[Start]

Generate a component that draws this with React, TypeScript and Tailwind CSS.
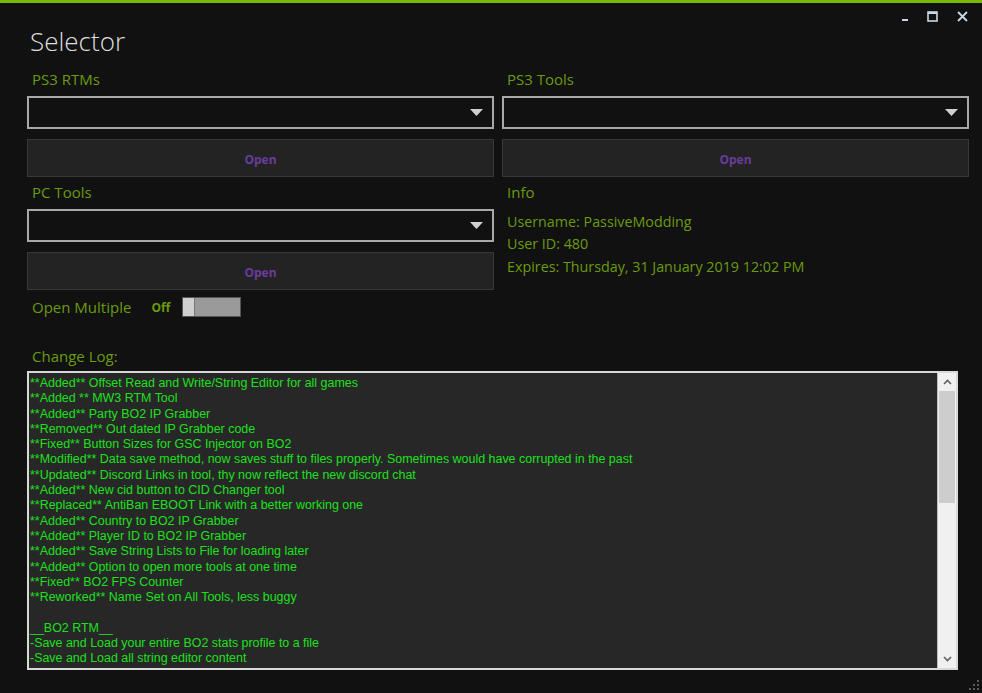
import React from "react";

const logLines = [
  "**Added** Offset Read and Write/String Editor for all games",
  "**Added ** MW3 RTM Tool",
  "**Added** Party BO2 IP Grabber",
  "**Removed** Out dated IP Grabber code",
  "**Fixed** Button Sizes for GSC Injector on BO2",
  "**Modified** Data save method, now saves stuff to files properly. Sometimes would have corrupted in the past",
  "**Updated** Discord Links in tool, thy now reflect the new discord chat",
  "**Added** New cid button to CID Changer tool",
  "**Replaced** AntiBan EBOOT Link with a better working one",
  "**Added** Country to BO2 IP Grabber",
  "**Added** Player ID to BO2 IP Grabber",
  "**Added** Save String Lists to File for loading later",
  "**Added** Option to open more tools at one time",
  "**Fixed** BO2 FPS Counter",
  "**Reworked** Name Set on All Tools, less buggy",
  "",
  "__BO2 RTM__",
  "-Save and Load your entire BO2 stats profile to a file",
  "-Save and Load all string editor content",
];

const uiFont = { fontFamily: '"Open Sans", "Noto Sans", sans-serif' };

function Label({ children }: { children: React.ReactNode }) {
  return (
    <div className="h-[30px] leading-[30px] pl-[5px] text-[15px] text-[#6b9a10]" style={uiFont}>
      {children}
    </div>
  );
}

function Combo() {
  return (
    <div className="mt-[2px] h-[33px] border-2 border-[#a8a8a8] bg-[#111111] flex items-center justify-end pr-[9px]">
      <svg width="13" height="7" viewBox="0 0 13 7">
        <polygon points="0,0 13,0 6.5,7" fill="#d0d0d0" />
      </svg>
    </div>
  );
}

function OpenButton() {
  return (
    <div
      className="mt-[10px] h-[38px] pt-[4px] bg-[#232323] border border-[#383838] flex items-center justify-center text-[12px] font-bold text-[#6a3c9e]"
      style={uiFont}
    >
      Open
    </div>
  );
}

export default function App() {
  return (
    <div className="w-[982px] h-[693px] bg-[#111111] flex flex-col relative overflow-hidden">
      <div className="h-[3px] bg-[#7cb800]" />
      <div className="h-[26px] flex items-center justify-end pr-[14px] gap-[19px]">
        <svg width="8" height="14" viewBox="0 0 8 14">
          <rect x="2" y="10" width="6" height="2" fill="#c9d6e6" />
        </svg>
        <svg width="11" height="11" viewBox="0 0 11 11">
          <rect x="1" y="1" width="9" height="9" fill="none" stroke="#c9d6e6" strokeWidth="1.6" />
          <rect x="1" y="1" width="9" height="2" fill="#c9d6e6" />
        </svg>
        <svg width="11" height="11" viewBox="0 0 11 11">
          <path d="M1 1 L10 10 M10 1 L1 10" stroke="#c9d6e6" strokeWidth="1.8" />
        </svg>
      </div>
      <div
        className="h-[35px] leading-[24px] pl-[30px] text-[26px] font-light text-[#dedede]"
        style={uiFont}
      >
        Selector
      </div>
      <div className="grid grid-cols-2 gap-x-[8px] pl-[27px] pr-[13px]">
        <div className="flex flex-col">
          <Label>PS3 RTMs</Label>
          <Combo />
          <OpenButton />
          <Label>PC Tools</Label>
          <Combo />
          <OpenButton />
          <div className="mt-[1px] h-[32px] flex items-center pl-[5px]">
            <span className="text-[15px] text-[#6b9a10]" style={uiFont}>
              Open Multiple
            </span>
            <span className="ml-[20px] pt-[2px] text-[12px] font-bold text-[#6b9a10]" style={uiFont}>
              Off
            </span>
            <div className="ml-[12px] w-[59px] h-[20px] flex bg-[#9a9a9a] border border-[#555555]">
              <div className="w-[12px] h-full bg-[#cfcfcf] border-r border-[#777777]" />
            </div>
          </div>
        </div>
        <div className="flex flex-col">
          <Label>PS3 Tools</Label>
          <Combo />
          <OpenButton />
          <Label>Info</Label>
          <div className="mt-[3.5px] pl-[5px] text-[14.3px] leading-[22.5px] text-[#6b9a10]" style={uiFont}>
            <div>Username: PassiveModding</div>
            <div>User ID: 480</div>
            <div>Expires: Thursday, 31 January 2019 12:02 PM</div>
          </div>
        </div>
      </div>
      <div className="mt-[18px] pl-[32px] h-[30px] leading-[30px] text-[15px] text-[#6b9a10]" style={uiFont}>
        Change Log:
      </div>
      <div className="ml-[27px] w-[931px] h-[299px] border-2 border-[#d8d8d8] bg-[#272727] flex">
        <div
          className="flex-1 pl-[1px] pt-[3px] text-[12.45px] leading-[15.3px] text-[#1de01d] overflow-hidden whitespace-pre"
          style={{ fontFamily: '"Liberation Sans", Arial, sans-serif' }}
        >
          {logLines.map((l, i) => (
            <div key={i} className="h-[15.3px]">
              {l}
            </div>
          ))}
        </div>
        <div className="w-[19px] h-full bg-[#f0f0f0] border-l border-[#bdbdbd] flex flex-col items-center">
          <div className="h-[18px] flex items-center justify-center">
            <svg width="9" height="6" viewBox="0 0 9 6">
              <path d="M1 5 L4.5 1.5 L8 5" fill="none" stroke="#606060" strokeWidth="1.6" />
            </svg>
          </div>
          <div className="w-[16px] h-[112px] bg-[#cdcdcd]" />
          <div className="flex-1" />
          <div className="h-[18px] flex items-center justify-center">
            <svg width="9" height="6" viewBox="0 0 9 6">
              <path d="M1 1 L4.5 4.5 L8 1" fill="none" stroke="#606060" strokeWidth="1.6" />
            </svg>
          </div>
        </div>
      </div>
      <svg className="absolute right-[2px] bottom-[2px]" width="12" height="12" viewBox="0 0 12 12">
        <rect x="9" y="1" width="2" height="2" fill="#5a5a5a" />
        <rect x="5" y="5" width="2" height="2" fill="#5a5a5a" />
        <rect x="9" y="5" width="2" height="2" fill="#5a5a5a" />
        <rect x="1" y="9" width="2" height="2" fill="#5a5a5a" />
        <rect x="5" y="9" width="2" height="2" fill="#5a5a5a" />
        <rect x="9" y="9" width="2" height="2" fill="#5a5a5a" />
      </svg>
    </div>
  );
}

[End]

* **Written instruction**
Find the count of lines in the data above where the string "with" occurs. Provide that number alone.

* **Response below**
2